Чувство невосполнимой потери не покидало меня. Нет, не глупая история с выставкой и не болезнь были тому причиной. И не заточка, со знанием дела всаженная снизу в левое подреберье Володи Коштенко. Что-то сломалось во мне самом, и я не хотел, чтобы об этом кто-либо знал. Даже Нина.
Так что теперь и у меня была своя тайна.
5 (Фиолетовый)
В какой-то момент меня будто взяли за руку и повели другой дорогой, в обход, боковыми ответвлениями туннеля моей жизни. И я подчинился.
Ранней весной 1976 года позвонил Левенталь, директор известной в городе «комиссионки». Мы познакомились год назад, когда Галчинский неожиданно явился вместе с ним в мой день рождения. В «комиссионке» для отвода глаз пылились подержанные радиолы, ленинградский фарфор и мельхиоровые подстаканники, но основной специальностью Левенталя была перепродажа живописи. Не знаю, откуда к нему попадали по-настоящему старые и хорошие вещи — в основном немецкие, фламандские и нидерландские. Ни тогда, ни позже он со мной об этом не заговаривал.

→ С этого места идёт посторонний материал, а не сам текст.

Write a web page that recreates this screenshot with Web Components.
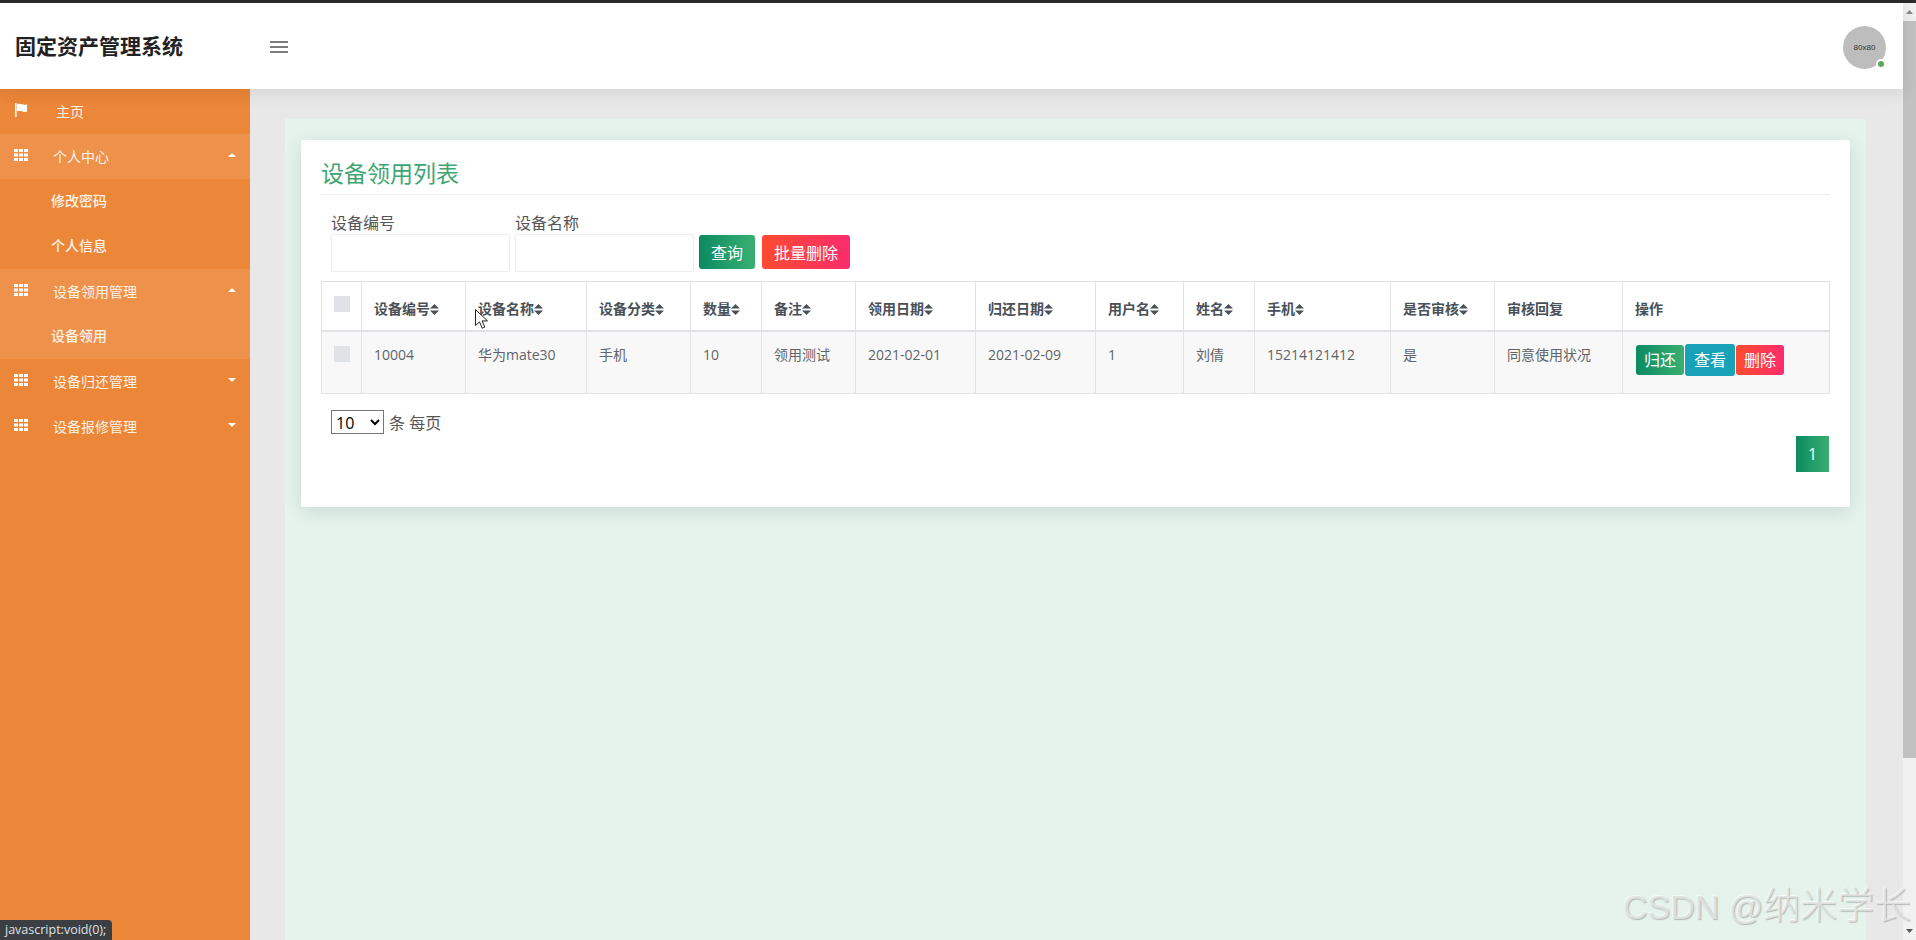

Номер нашего телефона дал Левенталю старик Полуярцев. Коммерсант был краток, попросил о встрече, не объясняя причины, а когда я согласился, сообщил, что прибудет сегодня же около семи.
В назначенное время черная «Волга» Левенталя стояла у калитки.
Мы поднялись наверх, и пока Нина варила кофе, кое-что прояснилось. Он спросил, не возьмусь ли я за работу по реставрации, на что я прямо ответил, что никогда этим не занимался. Левенталь пожевал губами, посверлил меня темными, твердыми, как обсидиан, глазками и сообщил, что слышал от Полуярцева нечто противоположное. Я сказал, что это на совести старика. Мне немало приходилось заниматься технологией средневековой живописи, но опыта реставрационной работы у меня и в самом деле нет. Почему бы ему не обратиться в специализированный центр, например в Эрмитажные мастерские?
Вместо ответа Левенталь спросил: «Хотите взглянуть?» Я ответил — да, и он отправился к машине. Тем временем вошла Нина с подносом и вполголоса спросила: «Зачем он явился?» «Сейчас узнаем», — сказал я.
Когда Левенталь вернулся, с ним был длинный сверток в полиэтиленовой пленке, сквозь которую просвечивал пестрый женский платок. «Кофе?» — предложил я. «К черту! — огрызнулся он. — Сначала посмотрите». Он повозился со свертком, и на свет появилась доска совершенно необычных пропорций — примерно двадцать пять на семьдесят, с глухим, почти черным красочным слоем. Левенталь водрузил ее на пустующий мольберт и отступил, предоставляя мне возможность высказаться.